Satire cries for emotion
The world in which a young theater company lives is exciting, dark and risky. Unlike some of the more established theatre companies in D.C., groups like the Washington Shakespeare Company are willing to choose different playwrights and take bolder liberties. Hell, they'll even do a whole show in drag.
Enter WSC's first show of the season, Charles Ludlam's drag classic, "Camille: A Tearjerker."
After founding the Ridiculous Theatrical Company in 1967, Ludlam gained popularity in 1970 as a director, actor and playwright (he often starred in his own plays). "Camille" was first staged in 1973 -- a satire based on the famous Romantic French tragedy "La Dame aux Camelias," by Alexandre Dumas, fils.
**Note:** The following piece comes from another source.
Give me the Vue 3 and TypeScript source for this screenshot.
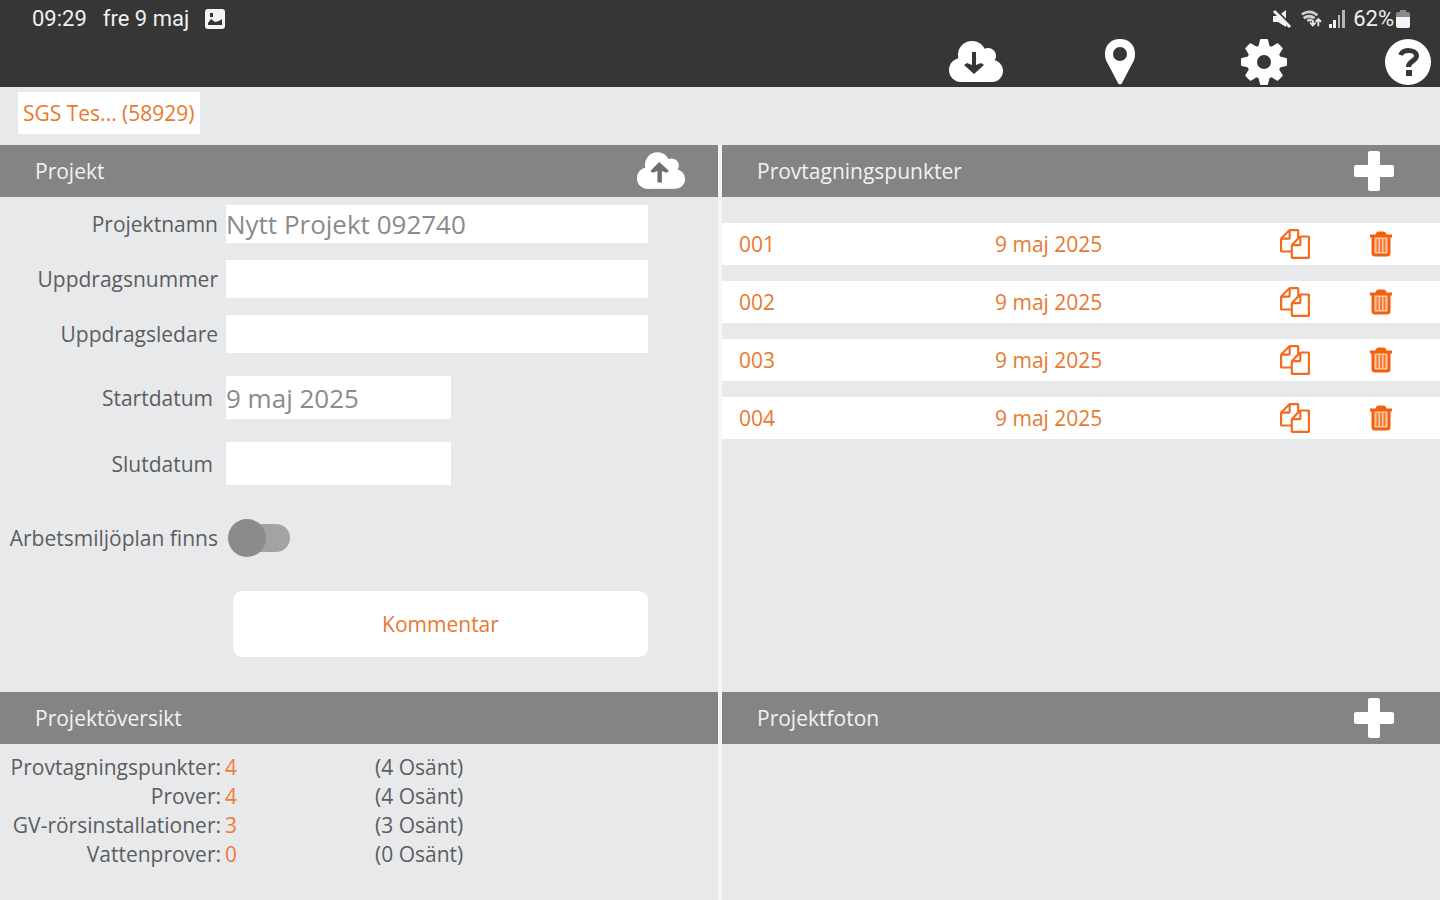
<script setup lang="ts">
import { ref } from 'vue'

interface SamplePoint {
  id: string
  date: string
}
interface Summary {
  label: string
  total: number
}

const points: SamplePoint[] = ['001', '002', '003', '004'].map((id) => ({ id, date: '9 maj 2025' }))
const summary: Summary[] = [
  { label: 'Provtagningspunkter:', total: 4 },
  { label: 'Prover:', total: 4 },
  { label: 'GV-rörsinstallationer:', total: 3 },
  { label: 'Vattenprover:', total: 0 },
]
const teeth = [0, 45, 90, 135, 180, 225, 270, 315]
const projectName = ref('Nytt Projekt 092740')
const assignmentNumber = ref('')
const assignmentLead = ref('')
const startDate = ref('9 maj 2025')
const endDate = ref('')
const hasPlan = ref(false)
</script>

<template>
  <div class="app">
    <header class="top">
      <div class="status">
        <span>09:29</span>
        <span class="day">fre 9 maj</span>
        <svg class="s-pic" viewBox="0 0 20 20" aria-hidden="true">
          <path fill="#f4f4f4" fill-rule="evenodd" d="M3 0h14a3 3 0 0 1 3 3v14a3 3 0 0 1-3 3H3a3 3 0 0 1-3-3V3a3 3 0 0 1 3-3zM3 16h14v-6l-3 2-4 1-4-3-3 4zM5 4v4h3V4z" />
        </svg>
        <span class="spacer"></span>
        <svg class="s-mute" viewBox="0 0 20 20" aria-hidden="true">
          <path fill="#f4f4f4" d="M1 7h5l8-6v17l-8-5H1z" />
          <path d="M3 0l17 17" stroke="#363636" stroke-width="2" />
          <path d="M2 2l16 16" stroke="#f4f4f4" stroke-width="3" />
        </svg>
        <svg class="s-wifi" viewBox="0 0 24 20" aria-hidden="true">
          <path d="M2 5q9-6 17 1M4 9q6-4 12 0M8 12q3-2 5 0" fill="none" stroke="#cfcfcf" stroke-width="3" />
          <path d="M14 11v6M11 14l3 3 3-3M20 18v-7M17 13l3-3 3 3" fill="none" stroke="#e4e4e4" stroke-width="2" />
        </svg>
        <svg class="s-signal" viewBox="0 0 18 20" aria-hidden="true">
          <path d="M1 15h3v4H1zM5 11h3v8H5z" fill="#f0f0f0" />
          <path d="M10 6h2v13h-2zM14 1h3v18h-3z" fill="#b5b5b5" />
        </svg>
        <span class="battery-text">62%</span>
        <svg class="s-battery" viewBox="0 0 14 20" aria-hidden="true">
          <path d="M4 1h6v2h2a2 2 0 0 1 2 2v3H0V5a2 2 0 0 1 2-2h2z" fill="#8a8a8a" />
          <path d="M0 8h14v9a2 2 0 0 1-2 2H2a2 2 0 0 1-2-2z" fill="#f4f4f4" />
        </svg>
      </div>
      <nav class="tools">
        <button type="button" class="tool" aria-label="Ladda ner">
          <svg class="i-cloud" viewBox="0 0 56 42" aria-hidden="true">
            <g fill="#fff">
              <circle cx="24" cy="14" r="14" />
              <circle cx="40" cy="15" r="8" />
              <circle cx="13" cy="29" r="12" />
              <circle cx="44" cy="30" r="11" />
              <path d="M13 13h30v28H13z" />
            </g>
            <path fill="#363636" d="M24 11h4v13l5-2 3 2-10 9-10-9 3-2 5 2z" />
          </svg>
        </button>
        <button type="button" class="tool" aria-label="Karta">
          <svg class="i-pin" viewBox="0 0 30 46" aria-hidden="true">
            <path fill="#fff" fill-rule="evenodd" d="M15 0c9 0 15 6 15 15 0 4-1 7-3 10L17 44q-2 3-4 0L3 25C1 22 0 19 0 15 0 6 6 0 15 0zm0 8a7 7 0 1 0 0 14 7 7 0 0 0 0-14z" />
          </svg>
        </button>
        <button type="button" class="tool" aria-label="Inställningar">
          <svg class="i-gear" viewBox="0 0 46 46" aria-hidden="true">
            <g fill="#fff">
              <circle cx="23" cy="23" r="17" />
              <path v-for="a in teeth" :key="a" d="M17 9l2-8q0-1 1-1h6q1 0 1 1l2 8z" :transform="`rotate(${a} 23 23)`" />
            </g>
            <circle cx="23" cy="23" r="7" fill="#363636" />
          </svg>
        </button>
        <button type="button" class="tool" aria-label="Hjälp">
          <svg class="i-help" viewBox="0 0 46 46" aria-hidden="true">
            <circle cx="23" cy="23" r="23" fill="#fff" />
            <path d="M15.500 16c2-6 16-6 16 1 0 5-8 5-8 11" fill="none" stroke="#363636" stroke-width="5" />
            <path d="M21 31h6v6h-6z" fill="#363636" />
          </svg>
        </button>
      </nav>
    </header>

    <div class="tabs">
      <button type="button" class="tab">SGS Tes... (58929)</button>
    </div>

    <main class="panels">
      <section class="panel">
        <div class="bar">
          <h2>Projekt</h2>
          <button type="button" class="bar-btn" aria-label="Ladda upp">
            <svg class="i-upload" viewBox="0 0 56 42" aria-hidden="true">
              <g fill="#fff">
                <circle cx="24" cy="14" r="14" />
                <circle cx="40" cy="15" r="8" />
                <circle cx="13" cy="29" r="12" />
                <circle cx="44" cy="30" r="11" />
                <path d="M13 13h30v28H13z" />
              </g>
              <path fill="#6e6e6e" d="M24 34h5V21l5 2 3-2-11-10-10 10 3 2 5-2z" />
            </svg>
          </button>
        </div>
        <form class="form" @submit.prevent>
          <div class="field">
            <label for="name">Projektnamn</label>
            <input id="name" v-model="projectName" type="text" />
          </div>
          <div class="field">
            <label for="number">Uppdragsnummer</label>
            <input id="number" v-model="assignmentNumber" type="text" />
          </div>
          <div class="field">
            <label for="lead">Uppdragsledare</label>
            <input id="lead" v-model="assignmentLead" type="text" />
          </div>
          <div class="field date">
            <label for="start">Startdatum</label>
            <input id="start" v-model="startDate" type="text" />
          </div>
          <div class="field date">
            <label for="end">Slutdatum</label>
            <input id="end" v-model="endDate" type="text" />
          </div>
          <div class="field plan">
            <label for="plan">Arbetsmiljöplan finns</label>
            <input id="plan" v-model="hasPlan" class="switch" type="checkbox" role="switch" />
          </div>
          <button type="button" class="comment">Kommentar</button>
        </form>
      </section>

      <section class="panel">
        <div class="bar">
          <h2>Provtagningspunkter</h2>
          <button type="button" class="bar-btn" aria-label="Ny provtagningspunkt">
            <svg class="i-plus" viewBox="0 0 40 40" aria-hidden="true">
              <path fill="#fff" d="M16 0h8q2 0 2 2v12h12q2 0 2 2v8q0 2-2 2H26v12q0 2-2 2h-8q-2 0-2-2V26H2q-2 0-2-2v-8q0-2 2-2h12V2q0-2 2-2z" />
            </svg>
          </button>
        </div>
        <ul class="points">
          <li v-for="p in points" :key="p.id" class="point">
            <span class="pid">{{ p.id }}</span>
            <span class="pdate">{{ p.date }}</span>
            <button type="button" class="act" :aria-label="'Kopiera ' + p.id">
              <svg class="i-copy" viewBox="0 0 1792 1792" aria-hidden="true">
                <path fill="#f26a1b" d="M1696 384q40 0 68 28t28 68v1216q0 40-28 68t-68 28h-960q-40 0-68-28t-28-68v-288h-544q-40 0-68-28t-28-68v-672q0-40 20-88t48-76l408-408q28-28 76-48t88-20h416q40 0 68 28t28 68v328q68-40 128-40h416zm-544 213l-299 299h299v-299zm-640-384l-299 299h299v-299zm196 647l316-316v-416h-384v416q0 40-28 68t-68 28h-416v640h512v-256q0-40 20-88t48-76zm956 804v-1152h-384v416q0 40-28 68t-68 28h-416v640h896z" />
              </svg>
            </button>
            <button type="button" class="act" :aria-label="'Ta bort ' + p.id">
              <svg class="i-trash" viewBox="0 0 24 26" aria-hidden="true">
                <path fill="#fbc9a8" d="M4 6h16v17H4z" />
                <path fill="none" stroke="#f4600c" stroke-width="3" stroke-linejoin="round" d="M1 5h22M8 4q0-2 2-2h4q2 0 2 2M4 5v17q0 2 2 2h12q2 0 2-2V5" />
                <path stroke="#f4782f" stroke-width="2" d="M8.500 8v13M12 8v13M15.500 8v13" />
              </svg>
            </button>
          </li>
        </ul>
      </section>

      <section class="panel">
        <div class="bar">
          <h2>Projektöversikt</h2>
        </div>
        <table class="summary">
          <tbody>
            <tr v-for="s in summary" :key="s.label">
              <th scope="row">{{ s.label }}</th>
              <td class="total">{{ s.total }}</td>
              <td>({{ s.total }} Osänt)</td>
            </tr>
          </tbody>
        </table>
      </section>

      <section class="panel">
        <div class="bar">
          <h2>Projektfoton</h2>
          <button type="button" class="bar-btn" aria-label="Nytt foto">
            <svg class="i-plus" viewBox="0 0 40 40" aria-hidden="true">
              <path fill="#fff" d="M16 0h8q2 0 2 2v12h12q2 0 2 2v8q0 2-2 2H26v12q0 2-2 2h-8q-2 0-2-2V26H2q-2 0-2-2v-8q0-2 2-2h12V2q0-2 2-2z" />
            </svg>
          </button>
        </div>
      </section>
    </main>
  </div>
</template>

<style>
body {
  margin: 0;
  background: #e8e9eb;
}
</style>

<style scoped>
.app {
  display: flex;
  flex-direction: column;
  min-height: 100vh;
  font-family: 'Open Sans', 'Noto Sans', sans-serif;
  font-size: 21px;
  line-height: 28px;
  color: #5c5d60;
  background: #e8e9eb;
}
button,
input {
  font: inherit;
  border: 0;
  margin: 0;
  padding: 0;
  border-radius: 0;
  box-sizing: border-box;
}
button {
  background: none;
  cursor: pointer;
}
svg {
  display: block;
  flex: none;
}
.top {
  background: #363636;
  padding-bottom: 1px;
}
.status {
  display: flex;
  align-items: center;
  height: 38px;
  padding: 0 30px 0 32px;
  font-family: Roboto, sans-serif;
  font-size: 22px;
  color: #f0f0f0;
}
.day { margin: 0 16px; }
.spacer { flex: 1; }
.s-pic { width: 20px; height: 20px; }
.s-mute { width: 20px; height: 20px; margin-right: 8px; }
.s-wifi { width: 22px; height: 20px; margin-right: 6px; }
.s-signal { width: 18px; height: 20px; margin-right: 7px; }
.s-battery { width: 14px; height: 20px; margin-left: 2px; }
.tools {
  display: flex;
  justify-content: flex-end;
}
.tool {
  display: flex;
  justify-content: center;
  align-items: center;
  width: 64px;
  height: 48px;
  margin-left: 80px;
}
.i-cloud { width: 56px; height: 42px; }
.i-pin { width: 30px; height: 46px; }
.i-gear, .i-help { width: 46px; height: 46px; }

.tabs {
  display: flex;
  padding: 5px 18px 11px;
}
.tab {
  height: 42px;
  padding: 0 5px;
  background: #fff;
  color: #e8792f;
}
.panels {
  flex: 1;
  display: grid;
  grid-template-columns: 1fr 1fr;
  grid-template-rows: auto 1fr;
  column-gap: 4px;
  background: #f6f6f7;
}
.panel { background: #e8e9eb; }
.bar {
  display: flex;
  justify-content: space-between;
  align-items: center;
  height: 52px;
  padding: 0 46px 0 35px;
  background: #848484;
}
.bar h2 {
  margin: 0;
  font-size: 21px;
  font-weight: 400;
  color: #f2f2f2;
}
.i-plus { width: 40px; height: 40px; }
.i-upload { width: 50px; height: 38px; }
.bar:has(.i-upload) { padding-right: 32px; }

.form {
  display: flex;
  flex-direction: column;
  gap: 17px;
  padding: 8px 70px 35px 0;
}
.field {
  display: flex;
  align-items: center;
}
.field label {
  width: 218px;
  margin-right: 8px;
  text-align: right;
  white-space: nowrap;
}
.field input[type='text'] {
  flex: 1;
  min-width: 0;
  height: 38px;
  background: #fff;
  font-size: 26px;
  color: #8b8b8b;
}
.date { margin-top: 6px; }
.date label {
  width: 213px;
  margin-right: 13px;
}
.field.date input[type='text'] {
  flex: none;
  width: 225px;
  height: 43px;
}
.plan { margin-top: 22px; }
.switch {
  appearance: none;
  display: flex;
  align-items: center;
  width: 62px;
  height: 28px;
  margin-left: 2px;
  border-radius: 14px;
  background: linear-gradient(90deg, transparent 18px, #a3a3a3 18px);
}
.switch::before {
  content: '';
  width: 38px;
  height: 38px;
  flex: none;
  border-radius: 50%;
  background: #8b8b8b;
}
.switch:checked { justify-content: flex-end; background: #f4b183; }
.switch:checked::before { background: #f26a1b; }
.comment {
  height: 66px;
  margin: 22px 0 0 233px;
  border-radius: 9px;
  background: #fff;
  color: #e8792f;
}
.points {
  list-style: none;
  margin: 0;
  padding: 26px 0;
  display: flex;
  flex-direction: column;
  gap: 16px;
}
.point {
  display: grid;
  grid-template-columns: 256fr 290fr 54px 118px;
  align-items: center;
  height: 42px;
  background: #fff;
  color: #e8792f;
}
.pid { padding-left: 17px; }
.pdate { padding-left: 17px; }
.act {
  display: flex;
  justify-content: center;
}
.i-copy { width: 30px; height: 30px; }
.i-trash { width: 24px; height: 26px; }

.summary {
  border-collapse: collapse;
  margin-top: 8px;
}
.summary th,
.summary td {
  height: 29px;
  padding: 0;
  font-weight: 400;
  text-align: left;
}
.summary th {
  width: 221px;
  text-align: right;
}
.summary .total {
  width: 150px;
  padding-left: 4px;
  color: #f37a35;
}
</style>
Ludlam transformed the story -- originally about a prostitute named Marguerite Gautier who falls in love with Armand Duval, a man far above her social class -- into a contemporary commentary on gay culture and its niche in society.
Marguerite Gautier, Ludlam's role in the original production -- this time played by WSC company member Jay Hardee -- is a drag queen, living every day for the next soiree, and, as we are soon to discover, slowly dying of AIDS. Ludlam died of AIDS in 1987, thereby coloring his arguably most personal drag persona in a whole new light.
WSC's "Camille" is certainly aware of the presence of Ludlam in their modern performance, and the audience is similarly made aware, making "Camille" a fabulous send-up to one ridiculous, theatrical artist.
Every facet of the production goes big or doesn't go at all, be it disco dance breaks, Judy Garland lip-syncs, sky-blue eyeshadow and glittery eyeliner or the giant black dildo that materializes from bad-guy Baron de Varville's (played slimily by John Kevin Boggs) S&M bag. The theme of the night was melodrama, something for which Ludlam is certainly known, but he was also lauded for the inclusion of something deeper and more significant in his texts.
"The moment I'm no longer amusing to people, they leave me," says Marguerite in the first act, right before the plot takes a turn from all fun and sex jokes to dark, character-driven comedy. But one doesn't see Marguerite as she delivers her line; they see Ludlam, struggling with the purpose of his work, and subsequently, with the purpose of his life. While the WSC embraced the melodrama of "Camille" fully, both the designers and the actors shied away from exploring Ludlam's significant inner struggle.
The thick makeup, bright costumes, emphasized proscenium and embellished acting all contributed to the distancing of the actors, and by association, of the audience from the events taking place. While a satire can be simply farcical, a satire of "La Dame aux Camelias" (one of the most tragic and beautiful plays in literature) cannot. There must be an emotional grounding in Marguerite, or, in this case, in Ludlam.
In many ways, Ludlam's real-life character is so bright and alive in his work that it can't be contained -- especially in "Camille," a play that, again and again, mirrors Ludlam's own life. WSC did right to embrace his character and serve up this play as an ode to his life and work, but they chose not to invest in his struggle, instead relying heavily on Ludlam's slapstick. A whole cast dressed in drag may be the most risqué thing on a D.C. stage right now, but the real risk for the WSC would have been to invest in the Ludlam beneath the Ludlam.
"Camille: A Tearjerker" will be playing at the Clark Street Playhouse, Washington Shakespeare Company's home for one more season, through Sept. 27. The WSC offers a Student Theatre pass -- five tickets for $50 -- so bring friends to "Camille" and experience the Ridiculous together.